A notable post-Chicago fillet-brazed model was the '85-'89 Cimarron, which I believe was built in Greenville MS, however like the 28" Continental the Cimarron had fillet-brazing only on the headtube. It used ovalized top and down tubing there similar to the Sting and King-Sting:


----------



## momo608

I really hate these hair splitting disagreements but I think it's safe to say the 1978 Schwinn Superior WAS Schwinns last filet brazed lightweight as Schwinn filet brazed frames became to be known. Once you have to start putting in all kind of asterisks in the description, you're talking about something else. 

Kind of like the 1982 being last model year for Chicago built EF bikes. It was because the 83's had no official Schwinn model designations or catalogs saying such, clearly early 83 dated bikes are an extension of the 1982 model year. Kind of like 69 Camaro's built in early 1970 because of a delay in generation 2 Camaro's. No one thinks of a 69 Camaro as a 70 Camaro because it was built in 1970. It was a carry over because of production problems and it is in reality a 1969 model car.


----------



## Metacortex

momo608 said:


> I really hate these hair splitting disagreements but I think it's safe to say the 1978 Schwinn Superior WAS Schwinns last filet brazed lightweight as Schwinn filet brazed frames became to be known. Once you have to start putting in all kind of asterisks in the description, you're talking about something else.
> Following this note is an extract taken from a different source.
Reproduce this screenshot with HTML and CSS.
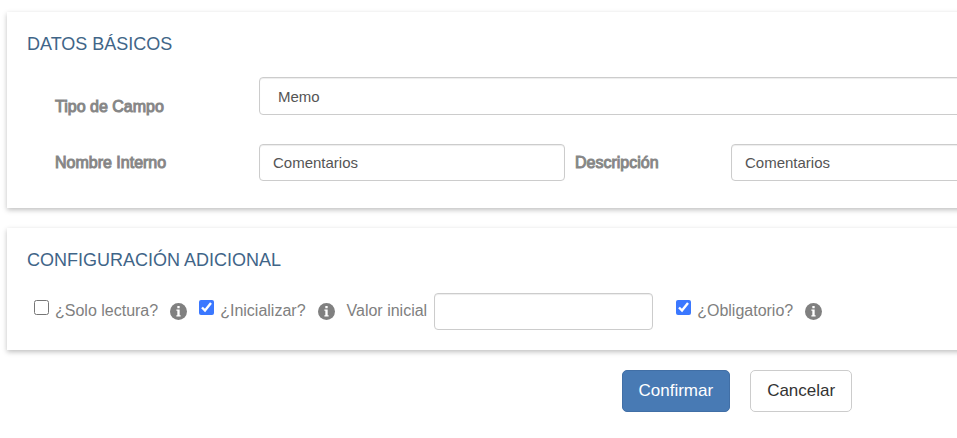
FILE: index.html
```html
<!DOCTYPE html>
<html lang="es">
<head>
  <meta charset="UTF-8">
  <meta name="viewport" content="width=device-width, initial-scale=1.0">
  <title>Campo</title>
  <link rel="stylesheet" href="styles.css">
</head>
<body>
  <form class="field-form">
    <section class="card">
      <h2 class="card-title">DATOS BÁSICOS</h2>
      <div class="form-row">
        <label class="form-label type-label" for="tipo">Tipo de Campo</label>
        <select class="form-control type-select" id="tipo">
          <option selected>Memo</option>
        </select>
      </div>
      <div class="form-row">
        <label class="form-label" for="nombre">Nombre Interno</label>
        <input class="form-control" type="text" id="nombre" value="Comentarios">
        <label class="form-label" for="descripcion">Descripción</label>
        <input class="form-control" type="text" id="descripcion" value="Comentarios">
      </div>
    </section>

    <section class="card">
      <h2 class="card-title">CONFIGURACIÓN ADICIONAL</h2>
      <div class="options">
        <div class="option">
          <input class="check" type="checkbox" id="lectura">
          <label for="lectura">¿Solo lectura?</label>
          <svg class="info" viewBox="0 0 16 16"><circle cx="8" cy="8" r="8"/><path d="M6.9 2.8h2.2v2.1H6.9zM6 6.2h3.1v5.4h.9v1.2H6v-1.2h.9V7.4H6z"/></svg>
        </div>
        <div class="option">
          <input class="check" type="checkbox" id="inicializar" checked>
          <label for="inicializar">¿Inicializar?</label>
          <svg class="info" viewBox="0 0 16 16"><circle cx="8" cy="8" r="8"/><path d="M6.9 2.8h2.2v2.1H6.9zM6 6.2h3.1v5.4h.9v1.2H6v-1.2h.9V7.4H6z"/></svg>
        </div>
        <div class="option initial-value">
          <label for="valor">Valor inicial</label>
          <input class="form-control" type="text" id="valor">
        </div>
        <div class="option">
          <input class="check" type="checkbox" id="obligatorio" checked>
          <label for="obligatorio">¿Obligatorio?</label>
          <svg class="info" viewBox="0 0 16 16"><circle cx="8" cy="8" r="8"/><path d="M6.9 2.8h2.2v2.1H6.9zM6 6.2h3.1v5.4h.9v1.2H6v-1.2h.9V7.4H6z"/></svg>
        </div>
      </div>
    </section>

    <div class="actions">
      <button class="btn btn-primary" type="submit">Confirmar</button>
      <button class="btn" type="button">Cancelar</button>
    </div>
  </form>
</body>
</html>
```

FILE: styles.css
```css
* {
  box-sizing: border-box;
}

body {
  margin: 0;
  overflow-x: hidden;
  background-color: #fff;
  color: #808080;
  font-family: "Liberation Sans", Arial, sans-serif;
  font-size: 16px;
  line-height: 20px;
}

.field-form {
  padding: 12px 0 0 7px;
}

/* the cards run past the right edge of the window */
.card {
  margin: 0 -20px 20px 0;
  padding: 22px 0 20px 20px;
  background-color: #fff;
  box-shadow: 0 2px 5px rgba(0, 0, 0, 0.25);
}

.card-title {
  margin: 0;
  color: #3f6588;
  font-size: 18px;
  font-weight: normal;
  line-height: 20px;
}

.form-row {
  display: grid;
  grid-template-columns: 194px 306px 146px 1fr;
  column-gap: 10px;
  align-items: center;
  padding-left: 28px;
  margin-top: 23px;
}

.form-row + .form-row {
  margin: 29px 0 7px;
}

.form-label {
  line-height: 16px;
  -webkit-text-stroke: 1px #888;
}

.type-label {
  align-self: end;
}

.form-control {
  width: 100%;
  height: 37px;
  padding: 0 13px;
  border: 1px solid #ccc;
  border-radius: 4px;
  background-color: #fff;
  box-shadow: inset 0 1px 1px rgba(0, 0, 0, 0.075);
  color: #555;
  font-family: inherit;
  font-size: 15px;
}

.type-select {
  grid-column: 2 / -1;
  height: 38px;
  padding: 0 18px;
  appearance: none;
}

.options {
  display: flex;
  align-items: center;
  gap: 12px;
  margin-top: 23px;
  padding-left: 7px;
}

.option {
  display: flex;
  align-items: center;
}

.option label {
  padding-bottom: 2px;
}

.check {
  width: 15px;
  height: 15px;
  margin: 0 6px 8px 0;
  accent-color: #3b78ff;
}

.info {
  width: 17px;
  height: 17px;
  margin-left: 12px;
  fill: #808080;
}

.info path {
  fill: #fff;
}

.initial-value {
  gap: 7px;
  margin-right: 11px;
}

.initial-value .form-control {
  width: 219px;
}

.actions {
  display: flex;
  gap: 20px;
  padding-left: calc(65% - 3px);
}

.btn {
  height: 42px;
  padding: 0 16px;
  border: 1px solid #ccc;
  border-radius: 5px;
  background-color: #fff;
  color: #333;
  font-family: inherit;
  font-size: 17px;
}

.btn-primary {
  border-color: #416fa6;
  background-color: #487ab4;
  color: #fff;
}
```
It sounds like you are putting in the asterisks with the *lightweight* designation. In that case I guess it depends on your definition of "lightweight". The '82 King Sting 10 had a 4130 fillet-brazed frame and weighed only 26 lbs. It looks to me like a lightweight with tourist handlebars, kind of like a fillet-brazed Suburban without fenders:







> Kind of like the 1982 being last model year for Chicago built EF bikes. It was because the 83's had no official Schwinn model designations or catalogs saying such...




1983 was the last year for Chicago EF bikes and they were in the "official" Family Bicycles catalog that year (same as the Twinn Sport), I have a Chicago-built '83 Continental with a Feb. '83 frame stamp and April 20th build date. Here is the "official" '83 Continental catalog page:





The Continental was also built in '84 but no longer in Chicago, here is the '84 catalog page:





For '85 the Continental was gone, leaving the Varsity as the last EF lightweight bike, *not* built in Chicago. Here are the '85 Varsity catalog pages:








I can get that you don't want to consider the Tandems as "lightweight" bikes, but they *were* fillet-brazed and the 10-speed models (especially the Paramount but also the Twinn Sport) are basically tandem "lightweights" built using the same components as other similar 10-speed lightweights, except for the fillet-brazed frames.


----------



## SirMike1983

I did not know that there was fillet brazing in the Mississippi plant, but then I never really looked at that later era in any detail. Did skilled workers move with the company to the new plant, or did they have to train new people to do the work? I've always heard the Greenville bikes were not of the best quality, though I've never had any complaints about the ones I've encountered.


----------



## Metacortex

I have believed that the Cimarron was made in MS, but considering the quality of the build and the poor reputation of Greenville it *may* have been built in Waterford WI. It was very similar to the Waterford built '87 Paramountain frameset except for the fillet-brazed headtube. Unfortunately I haven't found any further details.


----------



## momo608

I stand corrected on the 83 models. Not sure what you would call the construction of the 84's and 5's but like the classic filet brazed lightweights, they are not EF's as we knew them, as we discussed before.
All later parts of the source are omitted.